Extracted data entries
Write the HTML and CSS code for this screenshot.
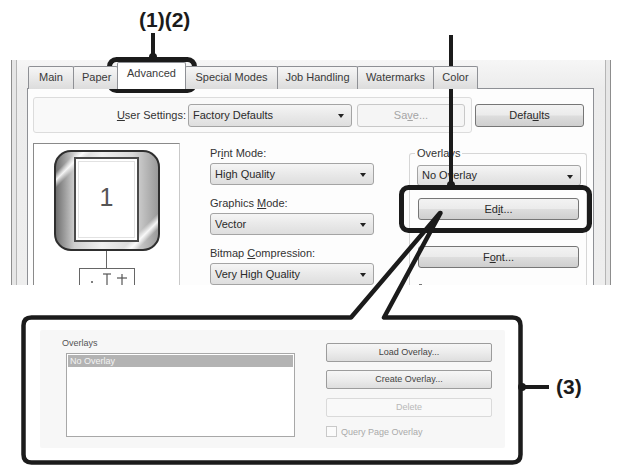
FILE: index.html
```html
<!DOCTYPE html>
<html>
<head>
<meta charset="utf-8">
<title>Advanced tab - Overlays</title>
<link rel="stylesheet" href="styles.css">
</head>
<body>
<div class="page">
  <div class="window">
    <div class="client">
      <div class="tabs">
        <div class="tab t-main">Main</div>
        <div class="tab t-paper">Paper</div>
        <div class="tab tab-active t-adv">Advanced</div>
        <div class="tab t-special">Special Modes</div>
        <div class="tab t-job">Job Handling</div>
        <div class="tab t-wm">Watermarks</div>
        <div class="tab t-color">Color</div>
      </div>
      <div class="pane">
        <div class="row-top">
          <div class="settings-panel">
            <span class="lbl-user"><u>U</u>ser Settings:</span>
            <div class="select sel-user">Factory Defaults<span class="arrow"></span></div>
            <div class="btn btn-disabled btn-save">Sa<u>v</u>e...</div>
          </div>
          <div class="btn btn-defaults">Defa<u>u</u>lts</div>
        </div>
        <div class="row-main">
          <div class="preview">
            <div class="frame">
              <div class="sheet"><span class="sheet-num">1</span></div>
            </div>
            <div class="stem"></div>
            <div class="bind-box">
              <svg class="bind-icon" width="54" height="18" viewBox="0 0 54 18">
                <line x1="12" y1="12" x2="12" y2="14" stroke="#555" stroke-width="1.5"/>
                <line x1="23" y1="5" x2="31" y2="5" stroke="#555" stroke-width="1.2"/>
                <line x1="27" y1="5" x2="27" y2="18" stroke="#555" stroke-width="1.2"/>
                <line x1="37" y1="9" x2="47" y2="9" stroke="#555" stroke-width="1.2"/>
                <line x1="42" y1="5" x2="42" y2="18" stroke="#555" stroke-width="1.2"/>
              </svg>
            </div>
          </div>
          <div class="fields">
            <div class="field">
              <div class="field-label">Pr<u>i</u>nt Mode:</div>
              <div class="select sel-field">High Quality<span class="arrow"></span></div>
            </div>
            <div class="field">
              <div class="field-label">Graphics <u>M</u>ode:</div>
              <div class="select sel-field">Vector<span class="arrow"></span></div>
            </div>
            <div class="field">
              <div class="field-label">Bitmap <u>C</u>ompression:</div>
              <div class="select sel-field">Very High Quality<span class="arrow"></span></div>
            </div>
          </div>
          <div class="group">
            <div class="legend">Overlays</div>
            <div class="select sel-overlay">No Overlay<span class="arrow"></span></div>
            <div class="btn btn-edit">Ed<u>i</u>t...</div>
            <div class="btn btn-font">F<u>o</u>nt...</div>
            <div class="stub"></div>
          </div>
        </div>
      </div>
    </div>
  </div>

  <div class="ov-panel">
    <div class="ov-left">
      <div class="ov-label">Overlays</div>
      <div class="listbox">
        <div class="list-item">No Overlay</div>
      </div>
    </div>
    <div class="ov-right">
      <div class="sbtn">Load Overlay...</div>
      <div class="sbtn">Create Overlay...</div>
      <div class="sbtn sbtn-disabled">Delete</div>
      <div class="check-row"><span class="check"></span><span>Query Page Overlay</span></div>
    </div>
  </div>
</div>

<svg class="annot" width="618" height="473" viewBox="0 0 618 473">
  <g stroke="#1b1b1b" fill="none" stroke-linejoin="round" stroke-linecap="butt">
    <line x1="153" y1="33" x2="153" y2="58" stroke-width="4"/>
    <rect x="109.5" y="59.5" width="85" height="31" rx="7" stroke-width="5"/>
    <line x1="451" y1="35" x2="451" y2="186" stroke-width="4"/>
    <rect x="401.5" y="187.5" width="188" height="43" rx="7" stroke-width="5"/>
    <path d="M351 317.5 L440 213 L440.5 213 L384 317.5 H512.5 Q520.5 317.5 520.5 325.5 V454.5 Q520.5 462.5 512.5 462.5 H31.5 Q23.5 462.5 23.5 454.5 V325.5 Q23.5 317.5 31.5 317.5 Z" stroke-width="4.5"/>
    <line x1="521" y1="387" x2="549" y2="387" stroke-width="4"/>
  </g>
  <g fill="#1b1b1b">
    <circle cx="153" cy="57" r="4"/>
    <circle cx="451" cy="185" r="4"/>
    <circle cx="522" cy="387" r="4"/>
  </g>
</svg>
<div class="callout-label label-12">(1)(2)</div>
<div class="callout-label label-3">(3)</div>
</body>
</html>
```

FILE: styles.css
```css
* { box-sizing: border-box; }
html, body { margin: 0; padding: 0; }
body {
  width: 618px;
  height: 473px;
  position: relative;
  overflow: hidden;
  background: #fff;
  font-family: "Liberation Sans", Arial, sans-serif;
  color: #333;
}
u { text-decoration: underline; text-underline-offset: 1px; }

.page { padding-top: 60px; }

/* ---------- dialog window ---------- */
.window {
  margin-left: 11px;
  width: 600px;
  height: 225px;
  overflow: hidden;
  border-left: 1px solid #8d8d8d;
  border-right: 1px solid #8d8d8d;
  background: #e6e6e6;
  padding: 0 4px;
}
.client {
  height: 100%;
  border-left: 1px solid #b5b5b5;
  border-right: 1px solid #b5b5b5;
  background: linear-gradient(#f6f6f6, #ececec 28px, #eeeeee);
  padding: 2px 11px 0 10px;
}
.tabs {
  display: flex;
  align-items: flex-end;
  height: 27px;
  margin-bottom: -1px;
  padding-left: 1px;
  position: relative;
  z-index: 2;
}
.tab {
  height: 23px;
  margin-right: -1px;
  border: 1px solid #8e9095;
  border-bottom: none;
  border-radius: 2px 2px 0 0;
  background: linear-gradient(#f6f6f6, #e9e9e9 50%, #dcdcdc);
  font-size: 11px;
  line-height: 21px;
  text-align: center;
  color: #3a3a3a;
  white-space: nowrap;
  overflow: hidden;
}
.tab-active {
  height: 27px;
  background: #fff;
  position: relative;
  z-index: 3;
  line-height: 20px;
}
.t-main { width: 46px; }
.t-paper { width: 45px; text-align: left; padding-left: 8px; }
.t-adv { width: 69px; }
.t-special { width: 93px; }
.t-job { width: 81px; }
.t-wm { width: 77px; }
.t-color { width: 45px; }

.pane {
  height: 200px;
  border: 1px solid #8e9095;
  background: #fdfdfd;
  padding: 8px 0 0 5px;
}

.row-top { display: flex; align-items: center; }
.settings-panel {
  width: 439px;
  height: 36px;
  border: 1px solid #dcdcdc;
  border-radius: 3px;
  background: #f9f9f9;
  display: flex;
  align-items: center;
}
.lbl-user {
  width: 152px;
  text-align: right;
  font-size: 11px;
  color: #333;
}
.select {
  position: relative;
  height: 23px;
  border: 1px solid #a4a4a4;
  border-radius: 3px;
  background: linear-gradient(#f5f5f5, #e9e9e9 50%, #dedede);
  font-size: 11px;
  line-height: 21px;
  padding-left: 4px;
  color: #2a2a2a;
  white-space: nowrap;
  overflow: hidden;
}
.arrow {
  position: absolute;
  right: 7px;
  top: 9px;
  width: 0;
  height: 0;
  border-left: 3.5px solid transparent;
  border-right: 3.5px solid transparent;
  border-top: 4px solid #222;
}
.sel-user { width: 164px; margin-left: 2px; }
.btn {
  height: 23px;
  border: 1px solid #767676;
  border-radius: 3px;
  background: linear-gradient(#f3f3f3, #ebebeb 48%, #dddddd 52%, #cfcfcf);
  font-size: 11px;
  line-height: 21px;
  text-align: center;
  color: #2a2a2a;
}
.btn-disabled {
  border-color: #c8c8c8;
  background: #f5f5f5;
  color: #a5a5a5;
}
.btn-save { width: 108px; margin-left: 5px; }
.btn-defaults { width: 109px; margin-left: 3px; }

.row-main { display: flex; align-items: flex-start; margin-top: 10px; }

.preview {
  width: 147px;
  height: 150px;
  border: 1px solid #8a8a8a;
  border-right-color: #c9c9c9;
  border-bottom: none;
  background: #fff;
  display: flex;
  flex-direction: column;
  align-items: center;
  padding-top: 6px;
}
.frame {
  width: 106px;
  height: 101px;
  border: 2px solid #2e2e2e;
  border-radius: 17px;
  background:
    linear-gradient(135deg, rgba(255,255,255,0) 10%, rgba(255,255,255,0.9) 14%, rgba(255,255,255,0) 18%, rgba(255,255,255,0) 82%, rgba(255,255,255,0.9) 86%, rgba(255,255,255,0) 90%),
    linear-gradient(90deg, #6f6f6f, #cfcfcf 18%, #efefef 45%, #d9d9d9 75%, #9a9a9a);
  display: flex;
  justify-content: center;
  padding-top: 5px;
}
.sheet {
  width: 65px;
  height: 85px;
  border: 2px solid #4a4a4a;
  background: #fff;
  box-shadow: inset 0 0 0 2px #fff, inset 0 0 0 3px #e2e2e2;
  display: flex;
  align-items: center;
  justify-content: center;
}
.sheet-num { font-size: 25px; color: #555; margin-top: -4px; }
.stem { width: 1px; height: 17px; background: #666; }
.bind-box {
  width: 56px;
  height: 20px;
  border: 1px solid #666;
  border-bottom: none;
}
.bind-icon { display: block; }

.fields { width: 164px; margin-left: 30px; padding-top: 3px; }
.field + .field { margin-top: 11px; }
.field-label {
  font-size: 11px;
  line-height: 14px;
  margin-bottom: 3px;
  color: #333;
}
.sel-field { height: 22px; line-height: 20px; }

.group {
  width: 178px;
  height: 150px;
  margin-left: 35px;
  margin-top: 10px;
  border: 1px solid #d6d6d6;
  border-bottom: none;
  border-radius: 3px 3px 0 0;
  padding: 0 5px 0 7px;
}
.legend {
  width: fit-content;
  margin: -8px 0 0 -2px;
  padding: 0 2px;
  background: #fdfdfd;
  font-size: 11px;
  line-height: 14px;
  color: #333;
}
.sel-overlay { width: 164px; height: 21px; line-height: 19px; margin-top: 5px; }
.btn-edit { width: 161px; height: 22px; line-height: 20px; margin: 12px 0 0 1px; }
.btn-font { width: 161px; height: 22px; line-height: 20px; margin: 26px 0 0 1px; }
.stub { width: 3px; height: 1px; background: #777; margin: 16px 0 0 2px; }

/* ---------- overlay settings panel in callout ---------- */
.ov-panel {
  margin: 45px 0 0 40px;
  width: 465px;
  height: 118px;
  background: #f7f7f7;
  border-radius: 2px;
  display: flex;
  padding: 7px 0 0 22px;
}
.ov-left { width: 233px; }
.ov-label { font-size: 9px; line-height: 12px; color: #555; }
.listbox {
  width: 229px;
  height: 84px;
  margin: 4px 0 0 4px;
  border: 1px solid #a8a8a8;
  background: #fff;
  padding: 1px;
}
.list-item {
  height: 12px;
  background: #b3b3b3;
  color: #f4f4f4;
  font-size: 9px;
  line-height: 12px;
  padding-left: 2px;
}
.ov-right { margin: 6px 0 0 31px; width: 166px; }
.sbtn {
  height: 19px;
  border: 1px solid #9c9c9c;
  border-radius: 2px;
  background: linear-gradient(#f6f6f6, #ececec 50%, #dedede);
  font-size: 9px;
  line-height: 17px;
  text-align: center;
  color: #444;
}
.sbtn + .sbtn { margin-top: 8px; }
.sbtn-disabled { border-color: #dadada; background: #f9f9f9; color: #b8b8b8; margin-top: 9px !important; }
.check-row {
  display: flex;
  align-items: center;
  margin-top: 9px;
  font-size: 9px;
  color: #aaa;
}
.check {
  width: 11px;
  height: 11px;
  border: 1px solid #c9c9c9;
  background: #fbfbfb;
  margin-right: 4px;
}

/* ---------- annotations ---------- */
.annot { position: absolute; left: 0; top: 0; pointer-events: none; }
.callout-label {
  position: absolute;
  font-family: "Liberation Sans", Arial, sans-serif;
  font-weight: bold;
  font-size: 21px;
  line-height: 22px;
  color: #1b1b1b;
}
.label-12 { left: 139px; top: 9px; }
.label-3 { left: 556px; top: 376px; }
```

==

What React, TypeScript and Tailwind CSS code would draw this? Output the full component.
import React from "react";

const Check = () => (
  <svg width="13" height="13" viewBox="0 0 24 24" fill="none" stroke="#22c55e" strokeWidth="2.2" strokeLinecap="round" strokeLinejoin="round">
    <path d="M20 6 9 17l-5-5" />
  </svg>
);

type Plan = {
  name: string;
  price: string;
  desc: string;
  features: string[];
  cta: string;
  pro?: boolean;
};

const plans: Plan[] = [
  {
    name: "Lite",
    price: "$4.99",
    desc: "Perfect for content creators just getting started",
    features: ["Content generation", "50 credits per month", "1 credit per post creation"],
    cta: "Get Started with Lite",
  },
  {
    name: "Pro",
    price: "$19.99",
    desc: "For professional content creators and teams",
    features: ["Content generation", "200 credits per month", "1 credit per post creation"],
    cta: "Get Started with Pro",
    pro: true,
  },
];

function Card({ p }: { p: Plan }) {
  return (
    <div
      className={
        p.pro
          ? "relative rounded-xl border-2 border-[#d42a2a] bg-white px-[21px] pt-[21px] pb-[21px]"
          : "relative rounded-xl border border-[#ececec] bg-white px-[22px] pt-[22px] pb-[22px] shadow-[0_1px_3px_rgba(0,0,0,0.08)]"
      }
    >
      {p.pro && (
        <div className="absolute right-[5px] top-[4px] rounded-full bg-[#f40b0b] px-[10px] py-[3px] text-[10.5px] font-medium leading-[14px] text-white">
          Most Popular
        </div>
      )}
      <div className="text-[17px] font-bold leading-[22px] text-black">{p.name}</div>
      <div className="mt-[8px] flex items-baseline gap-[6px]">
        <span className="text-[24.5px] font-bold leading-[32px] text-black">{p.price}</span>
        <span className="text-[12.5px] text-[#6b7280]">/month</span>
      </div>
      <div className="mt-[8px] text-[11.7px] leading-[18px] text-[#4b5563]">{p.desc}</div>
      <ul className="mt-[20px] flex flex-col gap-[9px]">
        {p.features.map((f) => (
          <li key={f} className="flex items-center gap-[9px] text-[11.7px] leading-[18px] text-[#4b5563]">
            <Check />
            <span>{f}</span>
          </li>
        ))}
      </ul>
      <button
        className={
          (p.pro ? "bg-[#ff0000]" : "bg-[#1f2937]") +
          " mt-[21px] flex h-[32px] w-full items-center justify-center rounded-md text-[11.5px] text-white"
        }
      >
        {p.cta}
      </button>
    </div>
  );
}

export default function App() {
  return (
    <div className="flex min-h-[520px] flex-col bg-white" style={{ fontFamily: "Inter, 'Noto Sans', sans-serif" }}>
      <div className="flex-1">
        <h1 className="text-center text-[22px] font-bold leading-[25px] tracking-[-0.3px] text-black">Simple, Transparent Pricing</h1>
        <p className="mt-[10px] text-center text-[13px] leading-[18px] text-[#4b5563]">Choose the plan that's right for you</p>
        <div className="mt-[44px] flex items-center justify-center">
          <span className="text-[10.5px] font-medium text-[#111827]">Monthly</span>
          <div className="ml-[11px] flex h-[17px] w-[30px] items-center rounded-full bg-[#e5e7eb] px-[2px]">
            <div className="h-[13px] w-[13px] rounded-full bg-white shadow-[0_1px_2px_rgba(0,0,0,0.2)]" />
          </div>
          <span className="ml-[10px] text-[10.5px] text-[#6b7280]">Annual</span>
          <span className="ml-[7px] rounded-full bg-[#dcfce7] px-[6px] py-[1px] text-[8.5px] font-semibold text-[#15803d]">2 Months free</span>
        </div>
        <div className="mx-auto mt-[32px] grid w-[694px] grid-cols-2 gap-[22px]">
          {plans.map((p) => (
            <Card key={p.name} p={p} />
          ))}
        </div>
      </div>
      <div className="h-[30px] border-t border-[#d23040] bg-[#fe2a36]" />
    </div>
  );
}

### EXERCISE GOAL
Extract exactly and only the lines above from the line containing "What React, TypeScript" through the line containing "import React from", both end lines included.

### RESPONSE
What React, TypeScript and Tailwind CSS code would draw this? Output the full component.
import React from "react";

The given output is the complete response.